_SET TASK_
Extract word for word the lines of the listing from its start to the line holding "string; value: React.ReactNode;", both ends kept; pictures are not part of the copy.

>> BEGIN COLLECTED DATA

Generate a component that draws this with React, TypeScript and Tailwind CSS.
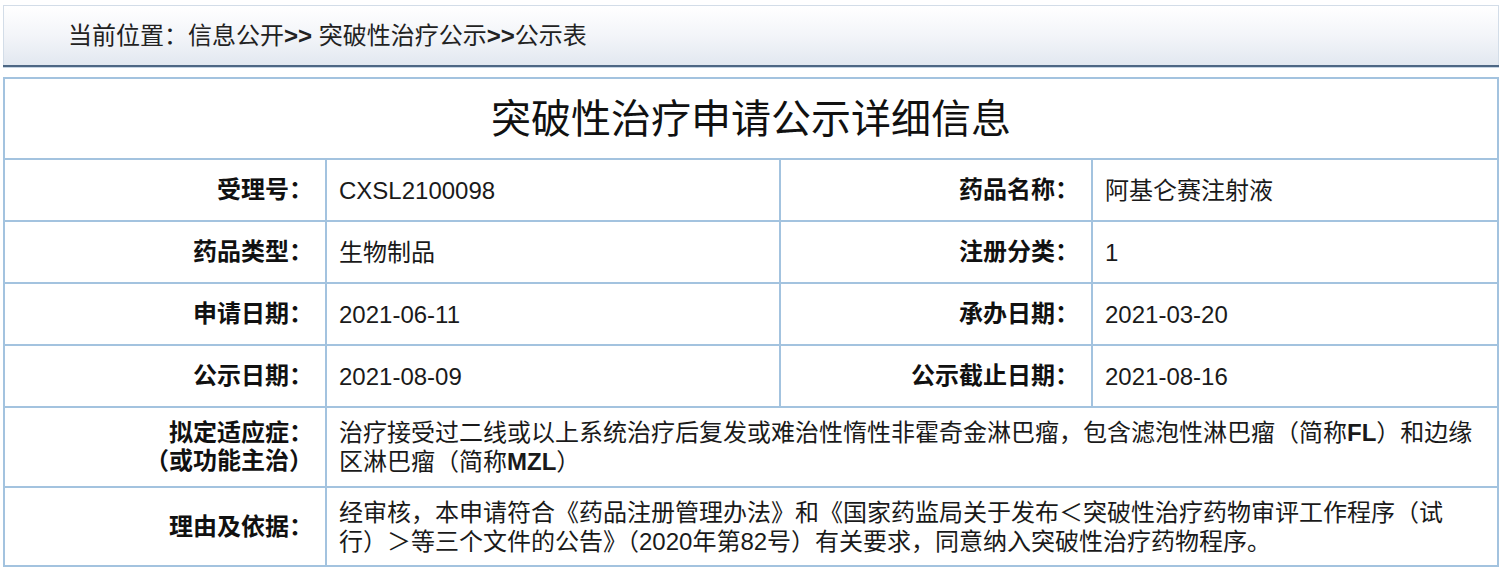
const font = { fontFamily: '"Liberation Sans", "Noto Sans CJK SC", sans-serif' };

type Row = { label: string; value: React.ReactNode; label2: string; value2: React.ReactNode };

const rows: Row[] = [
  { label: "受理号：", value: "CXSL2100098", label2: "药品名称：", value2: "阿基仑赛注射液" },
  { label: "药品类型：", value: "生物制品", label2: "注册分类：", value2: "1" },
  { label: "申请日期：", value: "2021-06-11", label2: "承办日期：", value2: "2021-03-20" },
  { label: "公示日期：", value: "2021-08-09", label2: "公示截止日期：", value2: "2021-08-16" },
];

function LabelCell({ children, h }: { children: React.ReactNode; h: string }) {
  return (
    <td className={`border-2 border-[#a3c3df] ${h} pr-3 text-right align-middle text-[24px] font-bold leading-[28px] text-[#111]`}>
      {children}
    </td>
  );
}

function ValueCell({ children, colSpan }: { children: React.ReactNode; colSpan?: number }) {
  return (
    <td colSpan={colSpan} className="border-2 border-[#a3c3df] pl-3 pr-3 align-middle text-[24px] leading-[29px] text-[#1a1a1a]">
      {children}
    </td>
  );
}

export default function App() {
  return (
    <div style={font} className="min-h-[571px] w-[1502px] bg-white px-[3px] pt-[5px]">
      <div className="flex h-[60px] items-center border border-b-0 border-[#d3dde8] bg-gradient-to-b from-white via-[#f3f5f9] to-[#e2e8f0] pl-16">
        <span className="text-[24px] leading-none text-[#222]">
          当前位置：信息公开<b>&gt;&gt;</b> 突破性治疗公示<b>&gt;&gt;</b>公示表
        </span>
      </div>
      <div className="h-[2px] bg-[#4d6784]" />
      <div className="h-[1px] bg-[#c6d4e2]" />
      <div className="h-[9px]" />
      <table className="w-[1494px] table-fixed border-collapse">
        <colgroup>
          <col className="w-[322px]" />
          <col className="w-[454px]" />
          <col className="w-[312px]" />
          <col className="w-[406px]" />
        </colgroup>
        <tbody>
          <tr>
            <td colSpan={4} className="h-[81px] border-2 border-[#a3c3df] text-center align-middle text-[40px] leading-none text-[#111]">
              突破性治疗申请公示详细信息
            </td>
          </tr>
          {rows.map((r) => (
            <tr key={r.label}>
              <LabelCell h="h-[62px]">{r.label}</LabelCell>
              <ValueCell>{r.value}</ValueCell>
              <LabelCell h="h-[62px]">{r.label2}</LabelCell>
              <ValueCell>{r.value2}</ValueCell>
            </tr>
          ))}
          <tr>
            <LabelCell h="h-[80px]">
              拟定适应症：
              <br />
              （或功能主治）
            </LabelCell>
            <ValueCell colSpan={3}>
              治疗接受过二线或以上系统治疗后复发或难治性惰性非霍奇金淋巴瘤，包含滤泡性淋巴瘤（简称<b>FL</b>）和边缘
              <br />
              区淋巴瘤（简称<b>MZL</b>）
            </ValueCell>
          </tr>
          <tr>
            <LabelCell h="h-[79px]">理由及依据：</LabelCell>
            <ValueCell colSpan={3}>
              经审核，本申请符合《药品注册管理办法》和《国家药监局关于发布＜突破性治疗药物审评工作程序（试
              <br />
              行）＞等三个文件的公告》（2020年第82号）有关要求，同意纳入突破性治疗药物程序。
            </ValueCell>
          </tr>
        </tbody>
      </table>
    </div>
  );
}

>> END COLLECTED DATA

_TASK ANSWER_
Generate a component that draws this with React, TypeScript and Tailwind CSS.
const font = { fontFamily: '"Liberation Sans", "Noto Sans CJK SC", sans-serif' };

type Row = { label: string; value: React.ReactNode; label2: string; value2: React.ReactNode };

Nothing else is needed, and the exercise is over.